Can the standard library shrink Option<File>?

It seems like we should be able to add a niche optimization to the FileDesc type internal. With this optimization, an Option<File> will become the same size as a regular File.

diff --git a/src/libstd/sys/unix/fd.rs b/src/libstd/sys/unix/fd.rs
index c481ca8961f..090d9f7804a 100644
--- a/src/libstd/sys/unix/fd.rs
+++ b/src/libstd/sys/unix/fd.rs
@@ -10,6 +10,7 @@ use crate::sys_common::AsInner;
 use libc::{c_int, c_void, ssize_t};
 
 #[derive(Debug)]
+#[rustc_layout_scalar_valid_range_start(0)]
 pub struct FileDesc {
     fd: c_int,
 }
@@ -28,7 +29,8 @@ fn max_len() -> usize {
 
 impl FileDesc {
     pub fn new(fd: c_int) -> FileDesc {
-        FileDesc { fd }
+        assert!(fd >= 0);
+        unsafe { FileDesc { fd } }
     }
 
     pub fn raw(&self) -> c_int {

Can a valid file descriptor be negative?

On Linux, the answer is pretty obviously no. Linux file descriptors are stored in an array of structs that has its capacity bounded to INT_MAX, so any negative int would either be considered nonsense (if treated as negative) or be higher than INT_MAX (if it was bit-reinterpreted as an unsigned value). Also, notice how dup2 returns a negative error code while also returning a positive file descriptor directly, as if they couldn't possibly overlap.

The Single UNIX Specification explicitly says that open can't return a negative file descriptor, and says in the page for dup2 that you should get EBADF if you try to claim a negative file descriptor.

Unfortunately, their description of file descriptor allocation never explicitly says that the negative range is out of bounds, but open references this algorithm while simultaneously claiming that it never gives a negative result.
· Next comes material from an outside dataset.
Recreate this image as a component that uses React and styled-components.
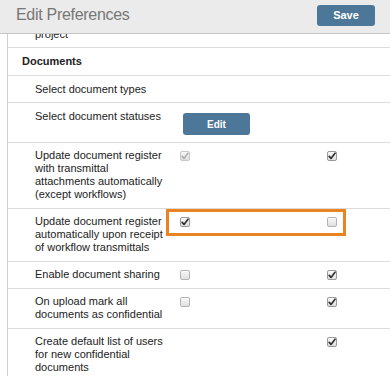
import React from 'react';
import styled, { createGlobalStyle, css } from 'styled-components';

const GlobalStyle = createGlobalStyle`
  html, body {
    margin: 0;
    padding: 0;
    background: #fff;
  }
  body {
    font-family: "Liberation Sans", Arial, sans-serif;
    color: #222;
  }
`;

const Page = styled.div`
  width: 390px;
  height: 376px;
  display: flex;
  flex-direction: column;
  overflow: hidden;
`;

const Header = styled.header`
  position: relative;
  z-index: 1;
  flex: none;
  height: 34px;
  box-sizing: border-box;
  padding: 5px 15px 8px 16px;
  display: flex;
  align-items: center;
  justify-content: space-between;
  background: #ebebeb;
  border-bottom: 1px solid #c6c6c6;
`;

const Title = styled.h1`
  margin: 0;
  font-size: 16px;
  font-weight: normal;
  letter-spacing: -0.3px;
  color: #777;
`;

const Button = styled.button`
  border: 0;
  border-radius: 3px;
  background: #4c7799;
  color: #fff;
  font-family: inherit;
  font-weight: bold;
  font-size: ${(p) => (p.small ? '10px' : '11px')};
  width: ${(p) => (p.small ? '67px' : '58px')};
  height: ${(p) => (p.small ? '22px' : '21px')};
  padding: 0;
  cursor: pointer;
`;

const Body = styled.div`
  flex: 1;
  overflow: hidden;
  margin-left: 7px;
  border-left: 1px solid #cfcfcf;
`;

const List = styled.div`
  margin-top: -26px;
`;

const Row = styled.div`
  position: relative;
  display: grid;
  grid-template-columns: 131px 147px 1fr;
  padding: 6.5px 0 6.5px 27px;
  border-bottom: 1px solid #dcdcdc;
  font-size: 11px;
  line-height: 13px;
`;

const SectionRow = styled.div`
  padding: 7px 0 7px 14px;
  border-bottom: 1px solid #dcdcdc;
  font-size: 11px;
  line-height: 13px;
  font-weight: bold;
`;

const Label = styled.div`
  white-space: ${(p) => (p.nowrap ? 'nowrap' : 'normal')};
`;

const Cell = styled.div`
  padding-left: 14px;
  height: 13px;
  display: flex;
  align-items: center;
`;

const ButtonCell = styled.div`
  padding: 3.5px 0 0 17px;
`;

const Box = styled.span`
  width: 10px;
  height: 10px;
  box-sizing: border-box;
  border-radius: 2px;
  border: 1px solid ${(p) => (p.disabled ? '#c8c8c8' : p.checked ? '#9a9a9a' : '#b4b4b4')};
  background: linear-gradient(#f7f7f7, #e0e0e0);
  display: inline-flex;
  align-items: center;
  justify-content: center;
  ${(p) =>
    !p.disabled &&
    css`
      box-shadow: inset 0 1px 0 #fff;
    `}
`;

const Highlight = styled.div`
  position: absolute;
  left: 158px;
  top: 0;
  width: 180px;
  height: 27px;
  box-sizing: border-box;
  border: 3px solid #ea8420;
  pointer-events: none;
`;

function Checkbox({ checked, disabled }) {
  return (
    <Box disabled={disabled} checked={checked}>
      {checked && (
        <svg width="8" height="8" viewBox="0 0 8 8">
          <path
            d="M1.2 4.4 L3 6.4 L7 1.2"
            fill="none"
            stroke={disabled ? '#b0b0b0' : '#2e2e2e'}
            strokeWidth="1.6"
            strokeLinecap="round"
            strokeLinejoin="round"
          />
        </svg>
      )}
    </Box>
  );
}

const options = [
  {
    label: ['Update document register', 'with transmittal', 'attachments automatically', '(except workflows)'],
    first: { checked: true, disabled: true },
    second: { checked: true },
  },
  {
    label: ['Update document register', 'automatically upon receipt', 'of workflow transmittals'],
    first: { checked: true },
    second: { checked: false },
    highlight: true,
  },
  {
    label: ['Enable document sharing'],
    first: { checked: false },
    second: { checked: true },
  },
  {
    label: ['On upload mark all', 'documents as confidential'],
    first: { checked: false },
    second: { checked: true },
  },
  {
    label: ['Create default list of users', 'for new confidential', 'documents'],
    first: null,
    second: { checked: true },
  },
];

function Lines({ lines }) {
  return lines.map((line, i) => (
    <React.Fragment key={i}>
      {i > 0 && <br />}
      {line}
    </React.Fragment>
  ));
}

export default function App() {
  return (
    <Page>
      <GlobalStyle />
      <Header>
        <Title>Edit Preferences</Title>
        <Button>Save</Button>
      </Header>
      <Body>
        <List>
          <Row>
            <Label nowrap>
              <Lines lines={['Notify members of', 'project']} />
            </Label>
          </Row>
          <SectionRow>Documents</SectionRow>
          <Row>
            <Label nowrap>Select document types</Label>
          </Row>
          <Row>
            <Label nowrap>Select document statuses</Label>
            <ButtonCell>
              <Button small>Edit</Button>
            </ButtonCell>
          </Row>
          {options.map((o, i) => (
            <Row key={i}>
              <Label>
                <Lines lines={o.label} />
              </Label>
              <Cell>{o.first && <Checkbox {...o.first} />}</Cell>
              <Cell>{o.second && <Checkbox {...o.second} />}</Cell>
              {o.highlight && <Highlight />}
            </Row>
          ))}
        </List>
      </Body>
    </Page>
  );
}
Also, Wikipedia says it can't be negative, but they don't give a source on that particular claim (urgh!).

Does Rust's existing API allow it?

Here's what FromRawFd says about it.

Constructs a new instance of Self from the given raw file descriptor.

This function consumes ownership of the specified file descriptor. The returned object will take responsibility for closing it when the object goes out of scope.

This function is also unsafe as the primitives currently returned have the contract that they are the sole owner of the file descriptor they are wrapping. Usage of this function could accidentally allow violating this contract which can cause memory unsafety in code that relies on it being true.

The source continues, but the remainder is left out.